I doubt it, but it is not the important point.

> Obviously if you work on projects related to your employer's business that
> is a conflict [...]

It is _not_ obvious I think. If one interprets this rigorous it would be
impossible to work on any kind of low-level, tooling or infrastructure
software, as it might be used indirectly by your company (or its competitors),
so there _is_ a conflict. IANAL.

------
ne01
Thank you Github for being so smart and awesome! I have more respect for
Github, now!

For those who disagree, saying but why?, how?, the company owns that time...

Programmers should get paid for their contribution to a project! Not for their
time!

For the love of sanity, in software, there is no correlation between the time
you put in and your output! Someone's input about how to solve a specific
problem could be more powerful and important than my 40/week of programming
for a year (solving it the wrong way)! And those who disagree are topically
the ones who measure the progress of a project by number of lines of code!

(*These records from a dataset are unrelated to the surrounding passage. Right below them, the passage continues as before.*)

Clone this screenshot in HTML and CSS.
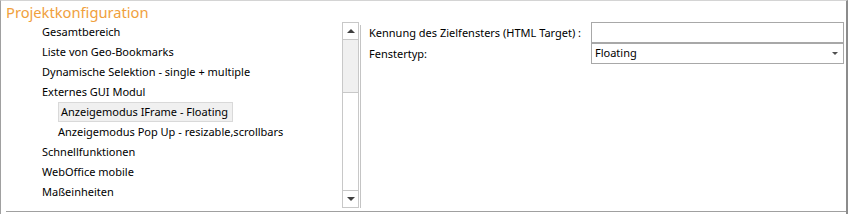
FILE: index.html
```html
<!DOCTYPE html>
<html lang="de">
<head>
  <meta charset="UTF-8">
  <title>Projektkonfiguration</title>
  <link rel="stylesheet" href="styles.css">
</head>
<body>
  <div class="frame">
    <h1 class="title">Projektkonfiguration</h1>
    <div class="content">
      <ul class="tree">
        <li class="lvl1">Gesamtbereich</li>
        <li class="lvl1">Liste von Geo-Bookmarks</li>
        <li class="lvl1">Dynamische Selektion - single + multiple</li>
        <li class="lvl1">Externes GUI Modul</li>
        <li class="lvl2"><span class="selected">Anzeigemodus IFrame - Floating</span></li>
        <li class="lvl2">Anzeigemodus Pop Up - resizable,scrollbars</li>
        <li class="lvl1">Schnellfunktionen</li>
        <li class="lvl1">WebOffice mobile</li>
        <li class="lvl1">Maßeinheiten</li>
      </ul>
      <div class="scrollbar">
        <div class="sb-btn"><span class="arrow-up"></span></div>
        <div class="sb-track"></div>
        <div class="sb-thumb"></div>
        <div class="sb-btn"><span class="arrow-down"></span></div>
      </div>
      <div class="separator"></div>
      <div class="form">
        <label class="form-label">Kennung des Zielfensters (HTML Target) :</label>
        <div class="field"></div>
        <label class="form-label">Fenstertyp:</label>
        <div class="field select">Floating<span class="arrow-down small"></span></div>
      </div>
    </div>
  </div>
</body>
</html>
```

FILE: styles.css
```css
body {
  margin: 0;
  background: #fff;
  font-family: "Noto Sans", "Liberation Sans", sans-serif;
  font-size: 11px;
  color: #000;
}
.frame {
  border-top: 1px solid #d4d4d4;
  border-left: 1px solid #a0a0a0;
  border-right: 2px solid #8c8c8c;
  box-sizing: border-box;
  width: 848px;
  height: 214px;
  display: flex;
  flex-direction: column;
}
.title {
  margin: 0;
  padding-left: 5px;
  height: 20px;
  line-height: 22px;
  font-size: 14.7px;
  font-weight: normal;
  color: #f0a03c;
}
.content {
  display: flex;
  height: 191px;
  border-bottom: 1px solid #a0a0a0;
  margin-left: 5px;
  box-sizing: border-box;
}
.tree {
  list-style: none;
  margin: 0;
  padding: 1px 0 0;
  width: 336px;
}
.tree li {
  height: 20px;
  line-height: 20px;
  white-space: nowrap;
}
.lvl1 { padding-left: 36px; }
.lvl2 { padding-left: 52px; }
.selected {
  display: inline-block;
  height: 18px;
  line-height: 18px;
  padding: 0 4px 0 2px;
  background: #f0f0f0;
  border: 1px solid #d9d9d9;
}
.scrollbar {
  width: 17px;
  height: 186px;
  margin-top: 1px;
  display: flex;
  flex-direction: column;
  box-sizing: border-box;
}
.sb-btn {
  height: 16px;
  border: 1px solid #c8c8c8;
  display: flex;
  align-items: center;
  justify-content: center;
}
.sb-track {
  height: 52px;
  background: #f0f0f0;
  border-left: 1px solid #c8c8c8;
  border-right: 1px solid #c8c8c8;
}
.sb-thumb {
  flex: 1;
  border: 1px solid #c8c8c8;
  border-bottom: none;
}
.arrow-up, .arrow-down {
  width: 0;
  height: 0;
  border-left: 4px solid transparent;
  border-right: 4px solid transparent;
}
.arrow-up { border-bottom: 4px solid #404040; }
.arrow-down { border-top: 4px solid #404040; }
.separator {
  width: 1px;
  height: 183px;
  margin: 4px 0 0 1px;
  background: #c4c4c4;
}
.form {
  display: grid;
  grid-template-columns: 222px 253px;
  grid-auto-rows: 21px;
  align-content: start;
  padding: 1px 0 0 8px;
}
.form-label {
  line-height: 22px;
  white-space: nowrap;
}
.field {
  border: 1px solid #a8a8a8;
  box-sizing: border-box;
  height: 22px;
}
.select {
  margin-top: -1px;
  padding-left: 3px;
  line-height: 20px;
  display: flex;
  align-items: center;
  justify-content: space-between;
  padding-right: 5px;
}
.arrow-down.small {
  border-left-width: 3px;
  border-right-width: 3px;
  border-top: 3px solid #505050;
}
```
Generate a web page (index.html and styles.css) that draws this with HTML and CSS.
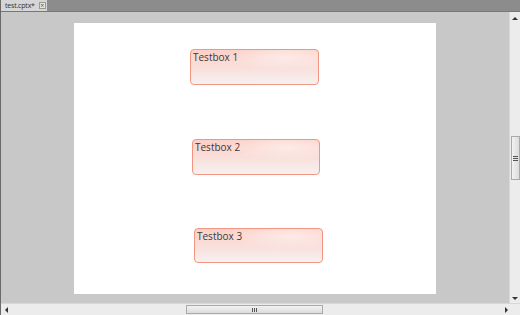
FILE: index.html
```
<!DOCTYPE html>
<html>
<head>
<meta charset="utf-8">
<link rel="stylesheet" href="styles.css">
</head>
<body>
<div class="app">
  <div class="tabbar">
    <div class="tab"><span class="tab-label">test.cptx*</span><span class="tab-close">×</span></div>
  </div>
  <div class="main">
    <div class="canvas">
      <div class="slide">
        <div class="tbox tb1"><span>Testbox 1</span></div>
        <div class="tbox tb2"><span>Testbox 2</span></div>
        <div class="tbox tb3"><span>Testbox 3</span></div>
      </div>
    </div>
    <div class="vscroll">
      <div class="arrow-up"></div>
      <div class="vthumb"><div class="grip-v"></div></div>
      <div class="arrow-down"></div>
    </div>
  </div>
  <div class="hscroll">
    <div class="arrow-left"></div>
    <div class="htrack"><div class="hthumb"><div class="grip-h"></div></div></div>
    <div class="arrow-right"></div>
  </div>
</div>
</body>
</html>
```
FILE: styles.css
```
html, body { margin: 0; padding: 0; }
body { width: 520px; height: 315px; overflow: hidden; font-family: "Open Sans", "Liberation Sans", sans-serif; }
.app { width: 520px; height: 315px; display: flex; flex-direction: column; background: #c8c8c8; border-left: 1px solid #6a6a6a; box-sizing: border-box; }
.tabbar { height: 12px; background: #8c8c8c; border-bottom: 1px solid #777; box-sizing: border-box; display: flex; align-items: flex-end; }
.tab { height: 11px; width: 46px; background: #d6d6d6; display: flex; align-items: center; box-sizing: border-box; padding-left: 4px; }
.tab-label { font-size: 7px; color: #333; line-height: 8px; letter-spacing: -0.2px; }
.tab-close { margin-left: 4px; width: 7px; height: 7px; border: 1px solid #999; box-sizing: border-box; font-size: 7px; line-height: 5px; text-align: center; color: #555; background: #e4e4e4; }
.main { flex: 1; display: flex; min-height: 0; }
.canvas { flex: 1; padding: 11px 0 0 73px; }
.slide { width: 362px; height: 271px; background: #fff; display: flex; flex-direction: column; }
.tbox { height: 36px; box-sizing: border-box; border: 1px solid #f39583; border-radius: 4px;
  background: radial-gradient(ellipse 70% 60% at 75% 20%, rgba(255,255,255,0.5), rgba(255,255,255,0) 70%), linear-gradient(to bottom, #fdd0c8 0%, #f9e0dc 55%, #f5f1f1 100%);
  padding: 0 0 0 2px; }
.tbox span { display: block; font-size: 10px; line-height: 12px; color: #3a3a3a; margin-top: 1px; }
.tb1 { width: 129px; margin: 26px 0 0 116px; }
.tb2 { width: 128px; margin: 54px 0 0 118px; }
.tb3 { width: 129px; height: 35px; margin: 53px 0 0 120px; }
.vscroll { width: 11px; background: #ececec; border-left: 1px solid #d8d8d8; box-sizing: border-box; display: flex; flex-direction: column; align-items: center; padding: 5px 0 3px; }
.arrow-up { width: 0; height: 0; border-left: 3px solid transparent; border-right: 3px solid transparent; border-bottom: 3px solid #333; }
.arrow-down { width: 0; height: 0; border-left: 3px solid transparent; border-right: 3px solid transparent; border-top: 3px solid #333; }
.vthumb { width: 9px; height: 44px; margin: 116px 0 auto; border: 1px solid #aaa; box-sizing: border-box; background: linear-gradient(to right, #f2f2f2, #dcdcdc); display: flex; align-items: center; justify-content: center; }
.grip-v { width: 5px; height: 5px; background: repeating-linear-gradient(to bottom, #555 0 1px, transparent 1px 2px); }
.hscroll { height: 12px; background: #ececec; border-top: 1px solid #d8d8d8; box-sizing: border-box; display: flex; align-items: center; padding: 0 12px 0 4px; }
.arrow-left { width: 0; height: 0; border-top: 3px solid transparent; border-bottom: 3px solid transparent; border-right: 3px solid #333; }
.arrow-right { width: 0; height: 0; border-top: 3px solid transparent; border-bottom: 3px solid transparent; border-left: 3px solid #333; }
.htrack { flex: 1; height: 10px; display: flex; align-items: center; }
.hthumb { width: 137px; height: 9px; margin-left: 178px; border: 1px solid #aaa; box-sizing: border-box; background: linear-gradient(to bottom, #f2f2f2, #dcdcdc); display: flex; align-items: center; justify-content: center; }
.grip-h { width: 5px; height: 4px; background: repeating-linear-gradient(to right, #555 0 1px, transparent 1px 2px); }
```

This policy motivates the hell out of the employees and also can attract smart
developers who have other projects! And, you want to hire those who have other
projects!!!

------
bnw06
Good on Github. Not all companies will even make small concessions in this
realm so I applaud them. I'm hesitant to write this but there are some false
comments specifically about my employer in this thread so I will.

I work for Microsoft and our policies are draconian. They of course make the
standard claims of anything created on their hardware, using their software,
or transmitted on their network. But to be exempt from their IP claim it also
cannot be related to Microsoft business, or "anticipated business, research or
development of Microsoft." Which of course is everything in the software
world. It makes it particularly difficult since we're supposed to evangelize
their stack and toolchain. But because of these policies I pay out of pocket
for my own hardware, dev tools, as well as exclusively use GCP/AWS.

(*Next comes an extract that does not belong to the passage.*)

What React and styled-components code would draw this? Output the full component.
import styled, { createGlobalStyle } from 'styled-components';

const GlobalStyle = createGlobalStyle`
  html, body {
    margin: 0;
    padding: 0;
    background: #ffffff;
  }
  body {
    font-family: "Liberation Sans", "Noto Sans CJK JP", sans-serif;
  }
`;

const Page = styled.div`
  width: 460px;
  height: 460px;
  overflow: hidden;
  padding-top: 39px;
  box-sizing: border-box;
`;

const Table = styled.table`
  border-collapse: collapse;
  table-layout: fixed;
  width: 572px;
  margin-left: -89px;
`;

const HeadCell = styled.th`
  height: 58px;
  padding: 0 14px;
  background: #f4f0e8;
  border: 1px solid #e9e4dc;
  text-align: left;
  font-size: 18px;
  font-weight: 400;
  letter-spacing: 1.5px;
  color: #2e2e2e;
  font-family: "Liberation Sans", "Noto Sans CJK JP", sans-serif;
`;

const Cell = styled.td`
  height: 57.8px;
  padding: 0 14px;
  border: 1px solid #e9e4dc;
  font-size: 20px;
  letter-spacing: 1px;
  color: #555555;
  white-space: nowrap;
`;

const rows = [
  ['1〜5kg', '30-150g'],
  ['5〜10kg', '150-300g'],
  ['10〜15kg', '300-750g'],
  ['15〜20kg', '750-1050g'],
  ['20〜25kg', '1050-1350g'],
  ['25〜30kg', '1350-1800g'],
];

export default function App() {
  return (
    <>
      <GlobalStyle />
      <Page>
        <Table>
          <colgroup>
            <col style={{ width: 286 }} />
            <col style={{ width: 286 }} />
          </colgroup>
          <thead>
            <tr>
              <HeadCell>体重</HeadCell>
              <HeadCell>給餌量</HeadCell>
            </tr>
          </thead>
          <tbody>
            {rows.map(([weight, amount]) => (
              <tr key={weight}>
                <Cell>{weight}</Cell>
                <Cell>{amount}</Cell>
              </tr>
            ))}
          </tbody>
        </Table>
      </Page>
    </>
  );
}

They do have a program they're very proud of where they let you use software
you're given as an employee if you're developing an app for the windows store,
but it's so vague as to be legally useless.

Take this for what you will.

------
brudgers
This makes sense _for_ Github (and probably for a lot of other software
firms). I mean if you hire people to write code and be creative it doesn't
make sense to turn around and create demotivating conditions upon their
writing code and being creative...there are good constraints and bad
constraints and constraints that create an inherent split between a person's
best code and what they do for money is not a good constraint. For people
motivated to make stuff outside of work, a separate laptop creates a
physically different context for "what I care about" and "how I pay the rent".

There are probably businesses where it might make sense to have IP policies:
perhaps those with huge infrastructure costs like the automotive industry. But
for industries where the trend is away from patents and licensing, trying to
own all the IP does not have much economic value.

------
dallamaneni
I work at Wolfram Research (The company that makes Mathematica and Wolfram
alpha). Our company also supports and encourages employees to work on personal
projects. We are also allowed to responsibly use (not draining bandwidth
running games all night or run bitcoin miners) office resources for personal
projects.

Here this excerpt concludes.